## DATASET
- - -
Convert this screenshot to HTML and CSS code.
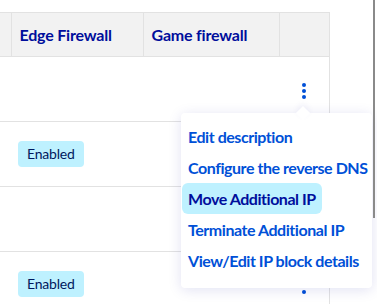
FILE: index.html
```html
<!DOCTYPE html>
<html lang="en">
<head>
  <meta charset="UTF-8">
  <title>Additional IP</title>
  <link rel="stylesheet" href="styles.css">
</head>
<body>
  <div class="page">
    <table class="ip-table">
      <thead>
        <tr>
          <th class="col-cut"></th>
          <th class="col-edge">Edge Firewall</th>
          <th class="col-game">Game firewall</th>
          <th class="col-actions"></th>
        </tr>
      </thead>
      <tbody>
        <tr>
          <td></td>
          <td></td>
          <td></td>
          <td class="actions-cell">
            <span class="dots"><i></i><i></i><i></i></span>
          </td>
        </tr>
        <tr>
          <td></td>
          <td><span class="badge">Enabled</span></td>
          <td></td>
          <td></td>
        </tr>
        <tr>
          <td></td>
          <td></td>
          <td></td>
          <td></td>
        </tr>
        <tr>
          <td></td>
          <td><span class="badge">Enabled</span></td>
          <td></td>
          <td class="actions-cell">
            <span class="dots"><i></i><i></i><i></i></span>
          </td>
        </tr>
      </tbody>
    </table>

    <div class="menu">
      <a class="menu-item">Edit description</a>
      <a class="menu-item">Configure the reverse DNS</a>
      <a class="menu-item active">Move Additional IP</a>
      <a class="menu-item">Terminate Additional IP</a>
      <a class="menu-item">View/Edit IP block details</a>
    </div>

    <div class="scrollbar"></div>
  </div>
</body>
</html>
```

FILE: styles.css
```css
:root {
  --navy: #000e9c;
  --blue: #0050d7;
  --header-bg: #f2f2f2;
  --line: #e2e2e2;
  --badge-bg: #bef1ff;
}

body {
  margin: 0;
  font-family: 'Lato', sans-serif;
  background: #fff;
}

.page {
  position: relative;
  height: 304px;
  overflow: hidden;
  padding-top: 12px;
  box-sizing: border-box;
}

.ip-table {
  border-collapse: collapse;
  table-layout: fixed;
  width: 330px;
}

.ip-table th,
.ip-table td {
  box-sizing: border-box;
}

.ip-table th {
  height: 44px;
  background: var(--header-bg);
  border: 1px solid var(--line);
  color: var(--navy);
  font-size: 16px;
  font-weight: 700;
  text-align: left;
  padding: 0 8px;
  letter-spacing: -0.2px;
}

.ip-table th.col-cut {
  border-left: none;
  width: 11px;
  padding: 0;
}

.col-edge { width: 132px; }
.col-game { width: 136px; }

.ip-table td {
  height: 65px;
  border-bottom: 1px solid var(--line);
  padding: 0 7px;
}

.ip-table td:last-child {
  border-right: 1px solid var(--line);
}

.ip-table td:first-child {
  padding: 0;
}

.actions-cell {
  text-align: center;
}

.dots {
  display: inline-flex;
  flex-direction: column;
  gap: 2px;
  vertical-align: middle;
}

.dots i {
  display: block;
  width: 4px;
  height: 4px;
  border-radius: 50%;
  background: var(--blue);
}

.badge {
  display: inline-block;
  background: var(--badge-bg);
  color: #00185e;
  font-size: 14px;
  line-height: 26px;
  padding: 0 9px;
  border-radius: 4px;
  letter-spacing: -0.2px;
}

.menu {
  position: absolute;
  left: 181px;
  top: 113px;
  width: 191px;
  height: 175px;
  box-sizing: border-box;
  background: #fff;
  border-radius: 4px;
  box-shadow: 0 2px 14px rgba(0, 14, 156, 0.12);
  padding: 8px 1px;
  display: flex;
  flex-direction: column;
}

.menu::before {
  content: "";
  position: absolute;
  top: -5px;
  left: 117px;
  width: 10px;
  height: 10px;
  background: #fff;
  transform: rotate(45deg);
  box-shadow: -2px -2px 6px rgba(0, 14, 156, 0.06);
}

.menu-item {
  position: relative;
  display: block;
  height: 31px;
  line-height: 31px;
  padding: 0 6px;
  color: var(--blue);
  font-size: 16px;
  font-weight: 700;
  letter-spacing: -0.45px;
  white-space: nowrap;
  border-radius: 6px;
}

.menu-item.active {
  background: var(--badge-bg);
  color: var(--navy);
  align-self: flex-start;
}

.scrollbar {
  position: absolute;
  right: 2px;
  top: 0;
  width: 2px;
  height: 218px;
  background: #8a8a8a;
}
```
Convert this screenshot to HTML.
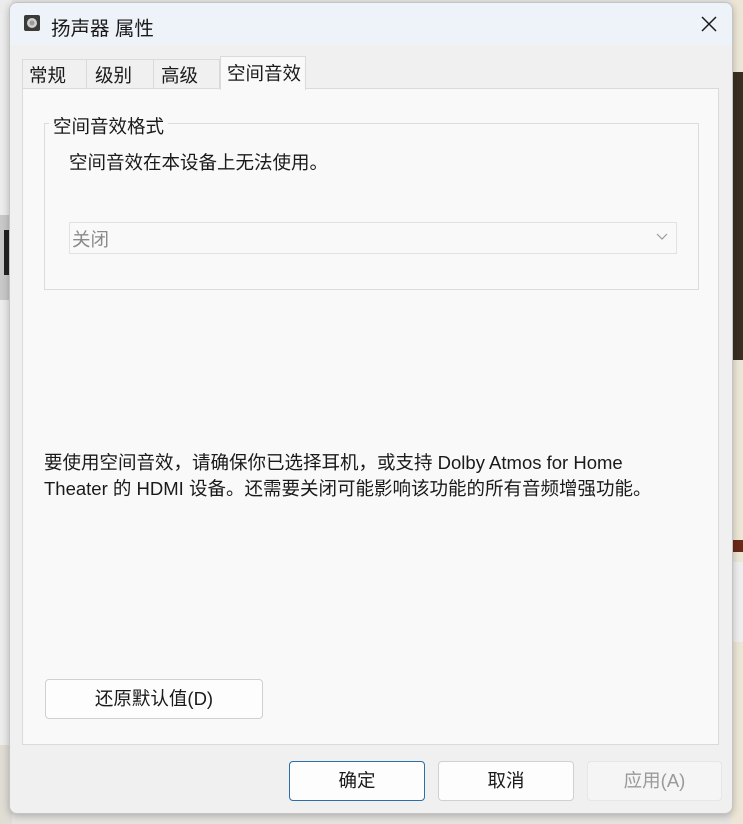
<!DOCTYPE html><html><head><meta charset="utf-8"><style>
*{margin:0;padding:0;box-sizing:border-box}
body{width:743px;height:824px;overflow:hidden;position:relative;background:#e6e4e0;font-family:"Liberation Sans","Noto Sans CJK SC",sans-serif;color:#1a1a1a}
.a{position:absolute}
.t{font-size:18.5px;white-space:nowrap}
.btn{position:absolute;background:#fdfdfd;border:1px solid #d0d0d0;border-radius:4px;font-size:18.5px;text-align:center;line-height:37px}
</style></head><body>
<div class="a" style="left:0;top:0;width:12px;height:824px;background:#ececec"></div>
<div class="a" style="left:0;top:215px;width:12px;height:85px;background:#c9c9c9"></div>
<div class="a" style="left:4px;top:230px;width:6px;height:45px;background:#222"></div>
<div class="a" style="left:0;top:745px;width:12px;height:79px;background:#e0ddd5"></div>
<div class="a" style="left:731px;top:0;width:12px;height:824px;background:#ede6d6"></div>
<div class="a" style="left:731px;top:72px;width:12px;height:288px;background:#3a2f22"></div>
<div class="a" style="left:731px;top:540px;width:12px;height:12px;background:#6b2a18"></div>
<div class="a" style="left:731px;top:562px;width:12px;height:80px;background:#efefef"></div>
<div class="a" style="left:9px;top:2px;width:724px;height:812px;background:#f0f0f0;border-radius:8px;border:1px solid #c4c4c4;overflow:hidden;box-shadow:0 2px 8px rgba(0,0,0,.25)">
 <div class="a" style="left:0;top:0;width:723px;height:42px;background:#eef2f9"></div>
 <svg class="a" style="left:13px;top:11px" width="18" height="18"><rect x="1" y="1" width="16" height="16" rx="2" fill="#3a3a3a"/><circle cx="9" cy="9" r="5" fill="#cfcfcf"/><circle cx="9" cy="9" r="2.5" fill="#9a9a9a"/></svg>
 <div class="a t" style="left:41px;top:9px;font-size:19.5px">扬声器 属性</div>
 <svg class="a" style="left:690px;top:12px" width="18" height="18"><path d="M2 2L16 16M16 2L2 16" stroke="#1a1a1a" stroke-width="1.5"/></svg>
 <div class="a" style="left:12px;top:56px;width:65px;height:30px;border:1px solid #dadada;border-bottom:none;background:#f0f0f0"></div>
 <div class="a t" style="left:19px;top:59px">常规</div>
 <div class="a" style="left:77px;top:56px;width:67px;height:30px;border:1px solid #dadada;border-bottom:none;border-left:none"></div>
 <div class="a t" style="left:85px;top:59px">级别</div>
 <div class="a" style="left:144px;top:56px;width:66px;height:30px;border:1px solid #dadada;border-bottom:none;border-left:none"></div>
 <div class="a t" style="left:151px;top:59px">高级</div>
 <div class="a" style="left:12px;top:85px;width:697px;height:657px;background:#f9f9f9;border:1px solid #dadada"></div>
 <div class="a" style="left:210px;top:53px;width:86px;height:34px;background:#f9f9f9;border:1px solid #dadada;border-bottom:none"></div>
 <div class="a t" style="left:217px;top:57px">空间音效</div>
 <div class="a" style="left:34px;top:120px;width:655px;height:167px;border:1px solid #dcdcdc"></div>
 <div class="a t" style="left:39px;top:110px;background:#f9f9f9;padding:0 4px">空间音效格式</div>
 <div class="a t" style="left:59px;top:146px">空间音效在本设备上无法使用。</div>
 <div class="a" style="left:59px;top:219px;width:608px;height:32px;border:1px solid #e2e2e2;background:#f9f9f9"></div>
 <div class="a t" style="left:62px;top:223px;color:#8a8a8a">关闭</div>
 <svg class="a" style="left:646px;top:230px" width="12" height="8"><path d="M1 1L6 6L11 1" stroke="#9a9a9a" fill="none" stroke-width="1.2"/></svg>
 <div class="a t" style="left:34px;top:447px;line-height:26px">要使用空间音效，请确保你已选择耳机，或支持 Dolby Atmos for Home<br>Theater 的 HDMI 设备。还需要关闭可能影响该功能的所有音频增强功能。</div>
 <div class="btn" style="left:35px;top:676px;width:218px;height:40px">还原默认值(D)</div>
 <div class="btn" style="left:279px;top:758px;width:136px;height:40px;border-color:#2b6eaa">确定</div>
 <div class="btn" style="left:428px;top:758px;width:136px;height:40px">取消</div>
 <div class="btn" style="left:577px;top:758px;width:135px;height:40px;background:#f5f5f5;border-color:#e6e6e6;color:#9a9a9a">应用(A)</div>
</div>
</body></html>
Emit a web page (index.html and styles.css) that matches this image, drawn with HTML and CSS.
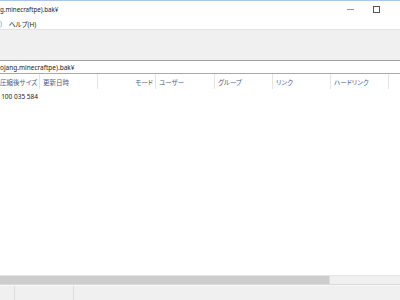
- - -
Copy every line of the records above that holds the word "styles".

## RESULT BELOW
  <link rel="stylesheet" href="styles.css">
FILE: styles.css
Emit a web page (index.html and styles.css) that matches this image, drawn with HTML and CSS.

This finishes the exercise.